**THE TASK:** Reproduce the listing below word for word, with no pictures.

----- PROVIDED DATA -----

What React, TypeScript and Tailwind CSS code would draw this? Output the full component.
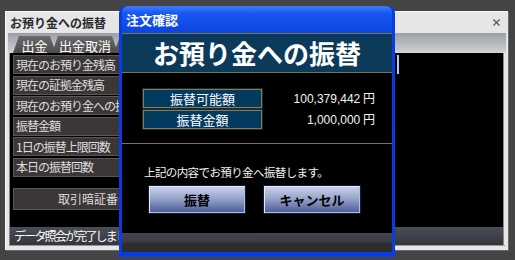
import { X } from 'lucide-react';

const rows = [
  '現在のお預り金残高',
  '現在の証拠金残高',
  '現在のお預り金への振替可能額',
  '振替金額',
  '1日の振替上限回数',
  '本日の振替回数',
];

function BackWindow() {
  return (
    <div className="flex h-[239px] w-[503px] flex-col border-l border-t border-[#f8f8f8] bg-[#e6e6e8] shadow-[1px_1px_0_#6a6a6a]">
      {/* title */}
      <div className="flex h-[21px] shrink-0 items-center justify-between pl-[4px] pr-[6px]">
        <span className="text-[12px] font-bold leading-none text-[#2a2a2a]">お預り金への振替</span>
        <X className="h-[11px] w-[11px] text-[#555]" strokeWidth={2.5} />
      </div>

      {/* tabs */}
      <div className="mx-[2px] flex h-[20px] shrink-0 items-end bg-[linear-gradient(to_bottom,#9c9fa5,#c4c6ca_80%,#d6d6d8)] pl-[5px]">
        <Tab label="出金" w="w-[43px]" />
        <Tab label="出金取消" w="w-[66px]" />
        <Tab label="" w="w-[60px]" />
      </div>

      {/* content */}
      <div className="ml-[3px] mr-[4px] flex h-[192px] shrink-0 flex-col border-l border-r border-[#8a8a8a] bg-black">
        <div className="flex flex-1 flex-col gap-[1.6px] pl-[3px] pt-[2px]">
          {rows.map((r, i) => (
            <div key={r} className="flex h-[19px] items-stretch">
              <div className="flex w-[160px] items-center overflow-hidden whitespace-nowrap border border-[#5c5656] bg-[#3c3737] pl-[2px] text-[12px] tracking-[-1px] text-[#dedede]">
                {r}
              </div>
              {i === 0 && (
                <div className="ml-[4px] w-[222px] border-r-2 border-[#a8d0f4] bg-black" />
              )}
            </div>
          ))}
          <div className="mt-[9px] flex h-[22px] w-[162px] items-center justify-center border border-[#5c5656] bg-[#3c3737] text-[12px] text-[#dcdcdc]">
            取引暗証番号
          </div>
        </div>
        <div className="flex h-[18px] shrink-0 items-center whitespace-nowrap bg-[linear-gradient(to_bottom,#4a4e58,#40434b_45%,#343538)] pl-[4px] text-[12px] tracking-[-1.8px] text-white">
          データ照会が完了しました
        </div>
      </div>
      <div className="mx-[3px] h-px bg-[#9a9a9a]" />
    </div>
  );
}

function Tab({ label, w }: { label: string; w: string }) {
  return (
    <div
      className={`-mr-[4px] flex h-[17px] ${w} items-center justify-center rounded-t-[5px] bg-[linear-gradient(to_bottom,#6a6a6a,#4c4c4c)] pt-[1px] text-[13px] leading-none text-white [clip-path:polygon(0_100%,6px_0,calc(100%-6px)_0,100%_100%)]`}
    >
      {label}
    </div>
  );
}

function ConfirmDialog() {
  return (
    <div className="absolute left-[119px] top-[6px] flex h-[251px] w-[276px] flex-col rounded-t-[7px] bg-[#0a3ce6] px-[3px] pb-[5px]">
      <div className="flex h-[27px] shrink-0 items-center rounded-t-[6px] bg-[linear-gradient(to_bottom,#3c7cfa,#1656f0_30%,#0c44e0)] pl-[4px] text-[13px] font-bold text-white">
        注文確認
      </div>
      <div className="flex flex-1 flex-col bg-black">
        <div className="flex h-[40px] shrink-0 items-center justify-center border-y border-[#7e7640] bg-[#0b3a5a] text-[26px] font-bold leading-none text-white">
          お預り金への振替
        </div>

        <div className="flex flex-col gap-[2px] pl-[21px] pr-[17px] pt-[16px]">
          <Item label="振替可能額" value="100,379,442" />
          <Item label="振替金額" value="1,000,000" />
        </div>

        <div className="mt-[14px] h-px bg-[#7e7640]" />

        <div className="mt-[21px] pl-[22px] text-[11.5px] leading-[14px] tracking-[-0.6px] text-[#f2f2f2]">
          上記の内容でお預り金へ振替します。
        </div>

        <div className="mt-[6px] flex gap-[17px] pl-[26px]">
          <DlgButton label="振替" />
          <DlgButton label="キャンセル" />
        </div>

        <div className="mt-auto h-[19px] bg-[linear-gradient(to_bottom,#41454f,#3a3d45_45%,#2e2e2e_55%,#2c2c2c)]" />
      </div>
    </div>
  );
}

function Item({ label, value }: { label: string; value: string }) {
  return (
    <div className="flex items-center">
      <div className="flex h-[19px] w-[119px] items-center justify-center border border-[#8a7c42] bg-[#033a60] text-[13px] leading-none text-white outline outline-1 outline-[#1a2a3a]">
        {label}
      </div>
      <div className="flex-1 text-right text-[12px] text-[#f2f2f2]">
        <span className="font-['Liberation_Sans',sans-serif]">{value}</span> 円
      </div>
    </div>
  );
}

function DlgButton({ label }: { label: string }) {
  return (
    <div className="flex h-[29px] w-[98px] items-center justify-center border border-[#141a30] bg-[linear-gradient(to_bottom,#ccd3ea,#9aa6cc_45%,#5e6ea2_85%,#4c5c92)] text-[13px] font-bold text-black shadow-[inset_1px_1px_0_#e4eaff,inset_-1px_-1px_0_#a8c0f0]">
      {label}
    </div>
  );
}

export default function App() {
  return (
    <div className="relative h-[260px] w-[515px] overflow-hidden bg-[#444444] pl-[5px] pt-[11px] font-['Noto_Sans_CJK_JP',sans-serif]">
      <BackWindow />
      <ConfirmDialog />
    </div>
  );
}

-----

**RIGHT ANSWER:**
What React, TypeScript and Tailwind CSS code would draw this? Output the full component.
import { X } from 'lucide-react';

const rows = [
  '現在のお預り金残高',
  '現在の証拠金残高',
  '現在のお預り金への振替可能額',
  '振替金額',
  '1日の振替上限回数',
  '本日の振替回数',
];

function BackWindow() {
  return (
    <div className="flex h-[239px] w-[503px] flex-col border-l border-t border-[#f8f8f8] bg-[#e6e6e8] shadow-[1px_1px_0_#6a6a6a]">
      {/* title */}
      <div className="flex h-[21px] shrink-0 items-center justify-between pl-[4px] pr-[6px]">
        <span className="text-[12px] font-bold leading-none text-[#2a2a2a]">お預り金への振替</span>
        <X className="h-[11px] w-[11px] text-[#555]" strokeWidth={2.5} />
      </div>

      {/* tabs */}
      <div className="mx-[2px] flex h-[20px] shrink-0 items-end bg-[linear-gradient(to_bottom,#9c9fa5,#c4c6ca_80%,#d6d6d8)] pl-[5px]">
        <Tab label="出金" w="w-[43px]" />
        <Tab label="出金取消" w="w-[66px]" />
        <Tab label="" w="w-[60px]" />
      </div>

      {/* content */}
      <div className="ml-[3px] mr-[4px] flex h-[192px] shrink-0 flex-col border-l border-r border-[#8a8a8a] bg-black">
        <div className="flex flex-1 flex-col gap-[1.6px] pl-[3px] pt-[2px]">
          {rows.map((r, i) => (
            <div key={r} className="flex h-[19px] items-stretch">
              <div className="flex w-[160px] items-center overflow-hidden whitespace-nowrap border border-[#5c5656] bg-[#3c3737] pl-[2px] text-[12px] tracking-[-1px] text-[#dedede]">
                {r}
              </div>
              {i === 0 && (
                <div className="ml-[4px] w-[222px] border-r-2 border-[#a8d0f4] bg-black" />
              )}
            </div>
          ))}
          <div className="mt-[9px] flex h-[22px] w-[162px] items-center justify-center border border-[#5c5656] bg-[#3c3737] text-[12px] text-[#dcdcdc]">
            取引暗証番号
          </div>
        </div>
        <div className="flex h-[18px] shrink-0 items-center whitespace-nowrap bg-[linear-gradient(to_bottom,#4a4e58,#40434b_45%,#343538)] pl-[4px] text-[12px] tracking-[-1.8px] text-white">
          データ照会が完了しました
        </div>
      </div>
      <div className="mx-[3px] h-px bg-[#9a9a9a]" />
    </div>
  );
}

function Tab({ label, w }: { label: string; w: string }) {
  return (
    <div
      className={`-mr-[4px] flex h-[17px] ${w} items-center justify-center rounded-t-[5px] bg-[linear-gradient(to_bottom,#6a6a6a,#4c4c4c)] pt-[1px] text-[13px] leading-none text-white [clip-path:polygon(0_100%,6px_0,calc(100%-6px)_0,100%_100%)]`}
    >
      {label}
    </div>
  );
}

function ConfirmDialog() {
  return (
    <div className="absolute left-[119px] top-[6px] flex h-[251px] w-[276px] flex-col rounded-t-[7px] bg-[#0a3ce6] px-[3px] pb-[5px]">
      <div className="flex h-[27px] shrink-0 items-center rounded-t-[6px] bg-[linear-gradient(to_bottom,#3c7cfa,#1656f0_30%,#0c44e0)] pl-[4px] text-[13px] font-bold text-white">
        注文確認
      </div>
      <div className="flex flex-1 flex-col bg-black">
        <div className="flex h-[40px] shrink-0 items-center justify-center border-y border-[#7e7640] bg-[#0b3a5a] text-[26px] font-bold leading-none text-white">
          お預り金への振替
        </div>

        <div className="flex flex-col gap-[2px] pl-[21px] pr-[17px] pt-[16px]">
          <Item label="振替可能額" value="100,379,442" />
          <Item label="振替金額" value="1,000,000" />
        </div>

        <div className="mt-[14px] h-px bg-[#7e7640]" />

        <div className="mt-[21px] pl-[22px] text-[11.5px] leading-[14px] tracking-[-0.6px] text-[#f2f2f2]">
          上記の内容でお預り金へ振替します。
        </div>

        <div className="mt-[6px] flex gap-[17px] pl-[26px]">
          <DlgButton label="振替" />
          <DlgButton label="キャンセル" />
        </div>

        <div className="mt-auto h-[19px] bg-[linear-gradient(to_bottom,#41454f,#3a3d45_45%,#2e2e2e_55%,#2c2c2c)]" />
      </div>
    </div>
  );
}

function Item({ label, value }: { label: string; value: string }) {
  return (
    <div className="flex items-center">
      <div className="flex h-[19px] w-[119px] items-center justify-center border border-[#8a7c42] bg-[#033a60] text-[13px] leading-none text-white outline outline-1 outline-[#1a2a3a]">
        {label}
      </div>
      <div className="flex-1 text-right text-[12px] text-[#f2f2f2]">
        <span className="font-['Liberation_Sans',sans-serif]">{value}</span> 円
      </div>
    </div>
  );
}

function DlgButton({ label }: { label: string }) {
  return (
    <div className="flex h-[29px] w-[98px] items-center justify-center border border-[#141a30] bg-[linear-gradient(to_bottom,#ccd3ea,#9aa6cc_45%,#5e6ea2_85%,#4c5c92)] text-[13px] font-bold text-black shadow-[inset_1px_1px_0_#e4eaff,inset_-1px_-1px_0_#a8c0f0]">
      {label}
    </div>
  );
}

export default function App() {
  return (
    <div className="relative h-[260px] w-[515px] overflow-hidden bg-[#444444] pl-[5px] pt-[11px] font-['Noto_Sans_CJK_JP',sans-serif]">
      <BackWindow />
      <ConfirmDialog />
    </div>
  );
}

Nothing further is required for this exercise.